By Azusa Mishima for Asahi Shimbun
Were it not for the 2011 earthquake and tsunami disaster, Misaki Tanaka’s destiny might have been different. But the catastrophe that devastated northeastern Japan in March of that year caused her to take stock of her life.
Tanaka, now 29, had just graduated from a Kyoto university when the magnitude 9.0 Great East Japan Earthquake struck. It generated a towering tsunami that ravaged coastal areas of the Tohoku region, left more than 20,000 people dead or missing, and set off a nuclear disaster.
Tanaka began working for a major information technology company in Tokyo that developed video games. In her free time, she volunteered to assist disaster victims. This entailed clearing farmland of mounds of dead fish and debris washed ashore by the tsunami.
Struck by the yawning gap between her existence and the sense of helplessness that afflicted those in affected areas, Tanaka began wondering whether she was cut out for her line of work. Eventually, she quit the video game company.

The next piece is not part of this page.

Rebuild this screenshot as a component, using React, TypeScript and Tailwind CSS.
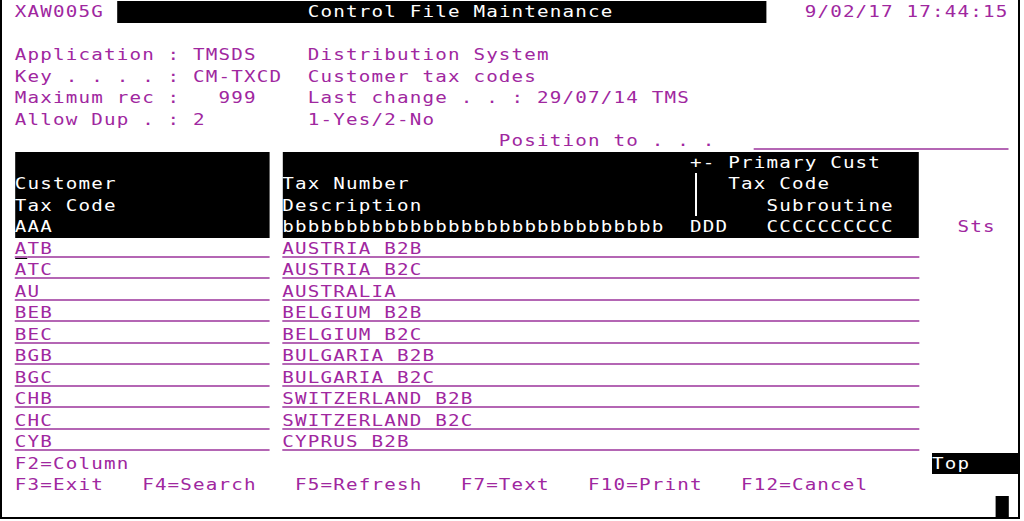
import React from "react";

const BLK = "inline-block align-top bg-black text-white";
const UL = "underline decoration-[#b466b4] decoration-2 underline-offset-[2px]";

const pad = (s: string, n: number) => s.padEnd(n, " ");
const sp = (n: number) => " ".repeat(n);

const data: [string, string][] = [
  ["ATB", "AUSTRIA B2B"],
  ["ATC", "AUSTRIA B2C"],
  ["AU", "AUSTRALIA"],
  ["BEB", "BELGIUM B2B"],
  ["BEC", "BELGIUM B2C"],
  ["BGB", "BULGARIA B2B"],
  ["BGC", "BULGARIA B2C"],
  ["CHB", "SWITZERLAND B2B"],
  ["CHC", "SWITZERLAND B2C"],
  ["CYB", "CYPRUS B2B"],
];

function Row({ children }: { children?: React.ReactNode }) {
  return <div className="h-[21.5px] leading-[21.5px]">{children}</div>;
}

function Bar() {
  return (
    <span className="inline-block align-top bg-[linear-gradient(to_right,transparent_44%,white_44%,white_56%,transparent_56%)]">
      {" "}
    </span>
  );
}

export default function App() {
  return (
    <div className="w-[1024px] h-[521px] bg-white overflow-hidden">
      <div className="w-[1020px] h-[519px] box-border border-l-2 border-r-2 border-b-2 border-black overflow-hidden">
        <div className="origin-top-left scale-x-[1.2] pt-[1px] whitespace-pre font-['DejaVu_Sans_Mono',monospace] text-[16px] tracking-[0.984px] text-[#a0279f]">
          <Row>
            <span>{" XAW005G "}</span>
            <span className={BLK}>{sp(15) + "Control File Maintenance" + sp(12)}</span>
            <span>{"   9/02/17 17:44:15"}</span>
          </Row>
          <Row />
          <Row>{" Application : TMSDS    Distribution System"}</Row>
          <Row>{" Key . . . . : CM-TXCD  Customer tax codes"}</Row>
          <Row>{" Maximum rec :   999    Last change . . : 29/07/14 TMS"}</Row>
          <Row>{" Allow Dup . : 2        1-Yes/2-No"}</Row>
          <Row>
            {sp(39) + "Position to . . ." + sp(3)}
            <span className={UL}>{sp(20)}</span>
          </Row>
          <Row>
            {" "}
            <span className={BLK}>{sp(20)}</span>
            {" "}
            <span className={BLK}>{sp(32) + "+- Primary Cust" + sp(3)}</span>
          </Row>
          <Row>
            {" "}
            <span className={BLK}>{pad("Customer", 20)}</span>
            {" "}
            <span className={BLK}>
              {pad("Tax Number", 32)}
              <Bar />
              {"  Tax Code" + sp(7)}
            </span>
          </Row>
          <Row>
            {" "}
            <span className={BLK}>{pad("Tax Code", 20)}</span>
            {" "}
            <span className={BLK}>
              {pad("Description", 32)}
              <Bar />
              {sp(5) + "Subroutine" + sp(2)}
            </span>
          </Row>
          <Row>
            {" "}
            <span className={BLK}>{pad("AAA", 20)}</span>
            {" "}
            <span className={BLK}>{"b".repeat(30) + "  DDD   " + "C".repeat(10) + "  "}</span>
            {"   Sts"}
          </Row>
          {data.map(([code, desc], i) => (
            <Row key={code}>
              {" "}
              {i === 0 ? (
                <span className={UL}>
                  <span className={"inline-block align-top h-[21.5px] box-border border-b-2 border-black " + UL}>
                    {code[0]}
                  </span>
                  {pad(code.slice(1), 19)}
                </span>
              ) : (
                <span className={UL}>{pad(code, 20)}</span>
              )}
              {" "}
              <span className={UL}>{pad(desc, 50)}</span>
            </Row>
          ))}
          <Row>
            {" F2=Column" + sp(63)}
            <span className={BLK}>{"Top    "}</span>
          </Row>
          <Row>{" F3=Exit   F4=Search   F5=Refresh   F7=Text   F10=Print   F12=Cancel"}</Row>
          <Row>
            {sp(78)}
            <span className="inline-block align-top h-[21.5px] bg-black">{" "}</span>
          </Row>
        </div>
      </div>
    </div>
  );
}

She landed another job at a public interest corporation working to support disaster victims, which took her to Fukushima, site of the nuclear disaster. Afterwards, she returned to the corporation’s Tokyo office and worked on disaster preparedness exercises, which she found “tedious, boring and always the same.” She said that even as a child, “I never once found them interesting.”
Tanaka understood that disaster preparedness was hugely important, but her spirit was unmoved by evacuation drills that involved assembling at designated times and locales and then shuffling off to a simulated evacuation center.
With her background in information technology and a keen fashion sense, Tanaka began thinking about how to make disaster preparedness events more entertaining and get more young people involved. By the time the second anniversary of the earthquake and tsunami disaster rolled around, in 2013, she and other young people she had met through her reconstruction support efforts announced the formation of Bosai Girls (Disaster Preparedness Girls).
Tanaka’s decision to use the word “girls” in the name reflected the fact that women are particularly vulnerable in times of disaster. If she was to promote her vision of a fun and funky approach to disaster preparedness, Tanaka realized she needed to reach young women, who are often the catalyst for new trends. The group raised funds online and set up a website, developing and selling goods for national emergencies that were both useful and fashionable.
Among items the group developed were sturdy shoes that could be folded, boots for volunteers emblazoned with cute designs, and bags covered with 3-D hazard maps of Tokyo’s fashionable Shibuya district. Another item was a “misanga” friendship bracelet that doubled as dental floss and a washing line.
Tanaka’s next step was to inject some excitement into evacuation drills. She wanted to foster a sense of competitiveness that would make participants eager to accomplish their goals.
Drils were held in hip parts of Tokyo, such as Shibuya and Akihabara, where throngs of young people congregate. Participants use a designated smartphone app to reach as many evacuation centers and support stations as possible during a designated period, as a way to assess the difficulties that people might face in a natural disaster.
Unlike past evacuation exercises that were heavily scripted, the drills devised by Bosai Girls brought home the reality that people might have to fend for themselves in unfamiliar areas when disaster strikes. Having participants compete to rack up the most visits added a sense of play, similar to video games.
The group’s latest project, #beORANGE, aims at getting people to associate orange flags with approaching tsunami danger, much like a red traffic signal tells motorists to stop. The Nippon Foundation provided 25 million yen (US$234,000) in subsidies for the #beORANGE project in fiscal 2016, and a further 20 million yen the following year.
“The foundation subsidizes many different organizations, but few develop into a national movement,” noted foundation member Eriko Munechika. “Bosai Girls has the means to reach a lot of people because it is asking the right question: ‘How do we reach young people?'”
To date, the group has distributed around 400 orange flags to at least 70 municipalities nationwide. At the same time, membership of Bosai Girls has risen to 130-plus, the majority of them women in their twenties.
Bosai Girls is now looking beyond disaster preparedness to tackle other areas of daily life that can be harrowing, such as bullying, stalking, prejudice against sexual minorities and intense pressure from family members and others for young women to marry.
“We want to continue facing off against ‘disasters’ that prevent us from leading happy lives,” Tanaka said. “We aim to pursue new solutions that match the needs of the younger generation.”